Прошке тоже пришлось нелегко. К нему присматривались капитан и рыбаки, случалось, посмеивались над интеллигентской неумелостью, над воспитанием человека, какой не умел говорить грубо, одернуть и поставить на место обидчика. Пользуясь неопытностью, его посылали чистить до блеска якорь или красить его. Но… Человек вскоре все усвоил, понял и не поддавался на уловки рыбаков, не позволял боцману орать на себя. Встретив того в узком коридоре между каютами, вдавил в перегородку и сказал совсем невежливо:
— Слушай, ты! Еще раз разинешь на меня свою пасть, я ее до самой задницы порву! Тебе все обезьяны станут завидовать. Усек? И запомни, я повторять не буду.

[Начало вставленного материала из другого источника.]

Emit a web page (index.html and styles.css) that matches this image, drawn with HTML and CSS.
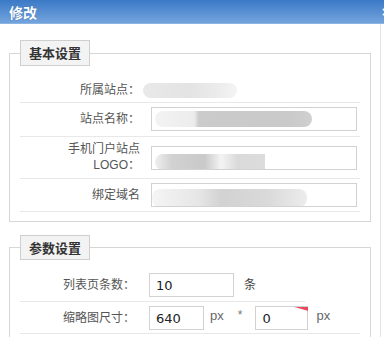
FILE: index.html
```html
<!DOCTYPE html>
<html lang="zh-CN">
<head>
  <meta charset="UTF-8">
  <title>修改</title>
  <link rel="stylesheet" href="styles.css">
</head>
<body>
  <div class="titlebar">
    <span class="title">修改</span>
    <span class="close">×</span>
  </div>

  <div class="dialog-body">
    <div class="content">
      <fieldset class="group">
        <legend>基本设置</legend>
        <div class="row row-static">
          <label>所属站点：</label>
          <span class="blur blur-site"></span>
        </div>
        <div class="row">
          <label>站点名称：</label>
          <div class="field field-wide"><span class="blur blur-name"></span></div>
        </div>
        <div class="row row-tall">
          <label>手机门户站点<br>LOGO：</label>
          <div class="field field-wide"><span class="blur blur-logo"></span></div>
        </div>
        <div class="row row-end">
          <label>绑定域名</label>
          <div class="field field-wide"><span class="blur blur-domain"></span></div>
        </div>
      </fieldset>

      <fieldset class="group group-params">
        <legend>参数设置</legend>
        <div class="row row-short">
          <label>列表页条数：</label>
          <input class="input input-count" type="text" value="10">
          <span class="unit unit-cn">条</span>
        </div>
        <div class="row row-last">
          <label>缩略图尺寸：</label>
          <input class="input input-size" type="text" value="640">
          <span class="unit">px</span>
          <span class="times">*</span>
          <span class="field-wrap">
            <input class="input input-size input-height" type="text" value="0">
            <span class="mark"></span>
          </span>
          <span class="unit unit-end">px</span>
        </div>
      </fieldset>
    </div>
    <div class="track"></div>
  </div>
</body>
</html>
```

FILE: styles.css
```css
body { margin: 0; background: #fff; font-family: "Liberation Sans", "Noto Sans CJK SC", sans-serif; font-size: 12px; color: #555; overflow: hidden; }

.titlebar { height: 24px; background: linear-gradient(#3b79c6, #73a4dc); border-bottom: 1px solid #8db3e3; display: flex; justify-content: space-between; align-items: center; padding-left: 9px; box-sizing: border-box; }
.title { color: #fff; font-family: "Noto Sans CJK SC", sans-serif; font-weight: bold; font-size: 14px; text-shadow: 0 0 1px #2a5c9a; }
.close { color: #fff; font-weight: bold; font-size: 14px; margin-right: -6px; }

.dialog-body { display: flex; }
.content { width: 372px; padding-left: 9px; box-sizing: border-box; }
.track { width: 3px; margin-left: 9px; border-left: 1px solid #e4e4e4; height: 313px; }

.group { margin: 16px 0 0; border: 1px solid #d6d6d6; padding: 0 10px 9px; min-width: 0; }
.group legend { height: 26px; line-height: 24px; padding: 0 8px; border: 1px solid #cfcfcf; background: #f3f3f3; box-sizing: border-box; font-family: "Noto Sans CJK SC", sans-serif; font-weight: bold; font-size: 13px; color: #333; }
.group-params { margin-top: 13px; padding-bottom: 20px; }
.group-params legend { height: 25px; line-height: 23px; }

.row { display: flex; align-items: center; border-bottom: 1px solid #e8e8e8; padding: 4px 0 5px; }
.row label { width: 120px; margin-right: 11px; text-align: right; line-height: 16px; flex-shrink: 0; }
.row-static { padding: 12px 0 0; height: 24px; }
.row-static label { margin-right: 3px; }
.row-tall { padding: 6px 0 5px; }
.row-tall label { margin-top: -2px; }
.row-end { padding-bottom: 4px; }

.group-params .row label { width: 115px; margin-right: 14px; }
.row-short { width: 285px; padding: 13px 0 4px; }
.row-last { padding: 4px 0 3px; }

.field { height: 24px; border: 1px solid #d2d2d2; box-sizing: border-box; background: #fff; overflow: hidden; display: flex; align-items: center; }
.field-wide { width: 206px; }

.blur { display: block; height: 16px; border-radius: 8px; filter: blur(0.6px); }
.blur-site { width: 94px; height: 15px; background: linear-gradient(90deg, #e9e9e9, #e3e3e3 50%, #ececec 80%, #f4f4f4); }
.blur-name { width: 157px; margin-left: 3px; background: linear-gradient(90deg, #f3f3f3, #ececec 25%, #cbcbcb 28%, #c9c9c9 85%, #d0d0d0); }
.blur-logo { width: 110px; margin-left: 3px; margin-top: 8px; background: linear-gradient(90deg, #efefef, #d2d2d2 15%, #c9c9c9 45%, #f4f4f4 60%, #dadada 75%, #dcdcdc); border-radius: 8px 0 0 8px; }
.blur-domain { width: 155px; height: 18px; margin-top: 6px; background: linear-gradient(90deg, #f5f5f5, #e6e6e6 30%, #d2d2d2 45%, #dadada 75%, #ececec); }

.input { height: 24px; border: 1px solid #d2d2d2; box-sizing: border-box; padding: 0 6px; font-family: "DejaVu Sans", sans-serif; font-size: 13px; color: #222; outline: none; }
.input-count { width: 85px; }
.input-size { width: 55px; }
.input-height { width: 53px; }

.unit { color: #666; font-size: 13px; margin-left: 6px; margin-top: -5px; }
.unit-cn { margin-left: 10px; margin-top: -3px; font-family: "Noto Sans CJK SC", sans-serif; font-size: 12px; color: #444; }
.unit-end { margin-left: 8px; }
.times { color: #777; margin: -6px 13px 0 14px; }

.field-wrap { position: relative; display: flex; }
.mark { position: absolute; top: 1px; right: 0; width: 14px; height: 4px; background: #e8485a; clip-path: polygon(0 0, 100% 0, 100% 100%); }
```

Боцман глянул на внушительные размеры рыбака и поверил в сказанное. С того дня он не орал на человека, говорил с ним нормальным голосом, но об угрозе все же сказал капитану, на всякий случай. Тот отмахнулся, не поверив в серьезность. Прохор был слишком спокойным и терпеливым. Довести его до срыва могло лишь что-то особое.

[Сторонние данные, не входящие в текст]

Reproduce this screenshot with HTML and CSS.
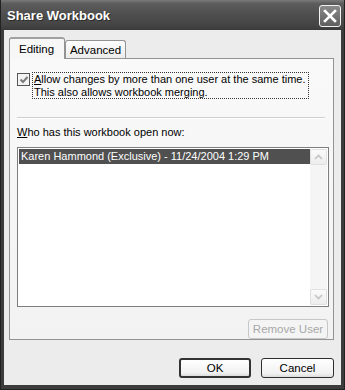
FILE: index.html
```html
<!DOCTYPE html>
<html>
<head>
  <link rel="stylesheet" href="styles.css">
</head>
<body>
  <div class="window">
    <div class="titlebar">
      <span class="title">Share Workbook</span>
      <div class="close-btn">
        <svg width="14" height="14" viewBox="0 0 14 14">
          <path d="M2 2 L12 12 M12 2 L2 12" stroke="#fff" stroke-width="2.6" stroke-linecap="square"/>
        </svg>
      </div>
    </div>

    <div class="client">
      <div class="tabs">
        <div class="tab active">Editing</div>
        <div class="tab">Advanced</div>
      </div>

      <div class="panel">
        <div class="option">
          <div class="checkbox">
            <svg width="10" height="10" viewBox="0 0 10 10">
              <path d="M1.5 4.5 L4 7 L8.5 2" fill="none" stroke="#7c7c7c" stroke-width="2"/>
            </svg>
          </div>
          <div class="option-text"><u>A</u>llow changes by more than one user at the same time.<br>This also allows workbook merging.</div>
        </div>

        <div class="separator"></div>

        <div class="list-label"><u>W</u>ho has this workbook open now:</div>
        <div class="listbox">
          <div class="list-items">
            <div class="list-item selected">Karen Hammond (Exclusive) - 11/24/2004 1:29 PM</div>
          </div>
          <div class="scrollbar">
            <div class="scroll-btn">
              <svg width="9" height="6" viewBox="0 0 9 6"><path d="M1 5 L4.5 1.5 L8 5" fill="none" stroke="#c4c4c4" stroke-width="1.6"/></svg>
            </div>
            <div class="scroll-track"></div>
            <div class="scroll-btn">
              <svg width="9" height="6" viewBox="0 0 9 6"><path d="M1 1 L4.5 4.5 L8 1" fill="none" stroke="#c4c4c4" stroke-width="1.6"/></svg>
            </div>
          </div>
        </div>

        <div class="panel-actions">
          <div class="btn disabled">Remove User</div>
        </div>
      </div>

      <div class="dialog-actions">
        <div class="btn ok">OK</div>
        <div class="btn cancel">Cancel</div>
      </div>
    </div>
  </div>
</body>
</html>
```

FILE: styles.css
```css
body {
  margin: 0;
  font-family: 'Liberation Sans', Arial, sans-serif;
  font-size: 11px;
  color: #000;
  background: #2b2b2b;
}
.window {
  width: 345px;
  height: 390px;
  display: flex;
  flex-direction: column;
  background: #3c3c3c;
  box-sizing: border-box;
  border-left: 1px solid #222;
  border-right: 1px solid #222;
  border-bottom: 1px solid #222;
}
.titlebar {
  height: 30px;
  display: flex;
  align-items: center;
  justify-content: space-between;
  padding: 0 3px 0 6px;
  background: linear-gradient(#7a7a7a 0%, #5c5c5c 12%, #4e4e4e 50%, #444 85%, #3a3a3a 100%);
}
.title {
  color: #fff;
  font-weight: bold;
  font-size: 13px;
  text-shadow: 1px 1px 0 #2a2a2a;
  margin-top: 1px;
}
.close-btn {
  width: 20px;
  height: 20px;
  border: 1px solid #f2f2f2;
  border-radius: 3px;
  background: linear-gradient(#8a8a8a, #5e5e5e);
  display: flex;
  align-items: center;
  justify-content: center;
  margin-top: 1px;
}
.client {
  flex: 1;
  margin: 0 3px 4px 3px;
  background: #ececec;
  padding: 7px 7px 0 5px;
  display: flex;
  flex-direction: column;
}
.tabs {
  display: flex;
  align-items: flex-end;
  height: 21px;
}
.tab {
  height: 18px;
  padding: 0 6px;
  display: flex;
  align-items: center;
  border: 1px solid #939393;
  border-bottom: none;
  border-radius: 3px 3px 0 0;
  background: linear-gradient(#fdfdfd, #ececec);
  box-sizing: border-box;
  font-size: 11.5px;
}
.tab.active {
  height: 22px;
  width: 56px;
  padding: 0 0 0 9px;
  background: #f7f7f7;
  border-top: 2px solid #a0a0a0;
  margin-bottom: -1px;
  position: relative;
  z-index: 1;
}
.tab:not(.active) {
  width: 61px;
  justify-content: center;
}
.panel {
  height: 282px;
  box-sizing: border-box;
  border: 1px solid #939393;
  background: linear-gradient(#f9f9f9, #f2f2f2);
  padding: 13px 4px 0 7px;
  display: flex;
  flex-direction: column;
}
.option {
  display: flex;
  align-items: flex-start;
}
.checkbox {
  width: 11px;
  height: 11px;
  border: 1px solid #555;
  background: #f4f4f4;
  margin-top: 1px;
  display: flex;
  align-items: center;
  justify-content: center;
}
.option-text {
  margin-left: 2px;
  border: 1px dotted #333;
  width: 274px;
  height: 25px;
  padding: 0 0 0 1px;
  line-height: 13px;
  font-size: 11px;
  white-space: nowrap;
}
.separator {
  height: 1px;
  background: #cfcfcf;
  margin: 18px 4px 0 0;
  border-bottom: 1px solid #fff;
}
.list-label {
  margin-top: 7px;
  line-height: 13px;
  font-size: 11px;
}
.listbox {
  margin-top: 8px;
  width: 312px;
  height: 160px;
  box-sizing: border-box;
  border: 1px solid #7e7e7e;
  background: #fff;
  display: flex;
  padding: 1px;
}
.list-items {
  flex: 1;
}
.list-item {
  height: 15px;
  line-height: 15px;
  padding-left: 2px;
  font-size: 11px;
}
.list-item.selected {
  background: #505050;
  color: #fff;
}
.scrollbar {
  width: 17px;
  display: flex;
  flex-direction: column;
  background: #f5f5f5;
}
.scroll-btn {
  height: 16px;
  border: 1px solid #e0e0e0;
  border-radius: 2px;
  box-sizing: border-box;
  background: linear-gradient(#fafafa, #ededed);
  display: flex;
  align-items: center;
  justify-content: center;
}
.scroll-track {
  flex: 1;
}
.panel-actions {
  display: flex;
  justify-content: flex-end;
  margin: 12px 1px 0 0;
}
.btn {
  height: 20px;
  box-sizing: border-box;
  border: 1px solid #2e2e2e;
  border-radius: 3px;
  background: linear-gradient(#ffffff, #f1f1f1 80%, #dcdcdc);
  display: flex;
  align-items: center;
  justify-content: center;
  font-size: 11.5px;
}
.btn.disabled {
  width: 80px;
  border-color: #c6c6c6;
  color: #a8a8a8;
  background: #f4f4f4;
}
.dialog-actions {
  display: flex;
  justify-content: flex-end;
  gap: 10px;
  margin-top: 18px;
}
.btn.ok {
  width: 72px;
  border-width: 2px;
  border-color: #333;
}
.btn.cancel {
  width: 73px;
}
```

Прохор даже на лову одевался не в пример другим аккуратно. У него никогда пуговки не мотались на одной нитке. Роба всегда была просушена, ловко сидела на человеке, облегала по фигуре. Из сапог не торчали портянки, мужик надевал носки, всегда имел при себе носовой платок и никогда не сморкался на палубу. Он умывался и причесывался, хотя на судне не водилось ни одной женщины. Не забывал чистить зубы. И предельно аккуратно заправлял свою койку. Он ел и работал рядом с Федором, какого кроме Прошки никто не терпел. Ел он громко чавкая, и Прохор не выдержав смерил мужика недобрым взглядом, он был красноречивее мата. Федор смутился, покраснел и показал на протезы во рту, сказав тихо, словно извиняясь:
— Свои в Чечне потерял. Вступился за сослуживца. Раньше нормально ел. Теперь вот никак не привыкну. Зато Колька жив. Что там зубы! У человека уже два сына! Потерпи, братан, всякий из нас в этой жизни чем-то платится. И я не из куража, не в драке свои потерял…
Прошка слегка кивнул головой, мол, понял. После того садился рядом с Федей, ел молча, и на сортировке без слов и просьб помогал мужику, увидел, что у того рука прострелена навылет.
Федор всегда работал до последнего. Не разгибаясь и не сачкуя. Перерывы и перекуры забывал. Включался, как машина, и работал до полного изнеможения, пока переставали слушаться руки и ноги. Случалось, он падал лицом в кучу рыбы. И тогда его относили на носовую сейнера, давали возможность отдохнуть, подышать воздухом, а через полчаса Федька вставал и снова шел сортировать рыбу или мыл палубу вместе со всеми.
Прохор, так уж получилось, вскоре стал жить в одной каюте с Федором, приучил человека к своему порядку. Здесь никогда не моталась одежда на спинках стульев. Ничего лишнего на столе и тумбочках. Нигде ни пыли, ни грязи, всегда чистые полотенца у умывальника. Такому порядку в каюте завидовали многие.
Они мало общались. Лишь во время штормов, когда сейнер ложился в дрейф или стоял в какой-нибудь бухте, пережидая непогодь. А она по осени затягивалась надолго. Вот так и в этот раз, всего неделю порыбачили, а голос диспетчера предупредил:
— Алексей Михайлович! Вы меня слышите с «Терешковой»?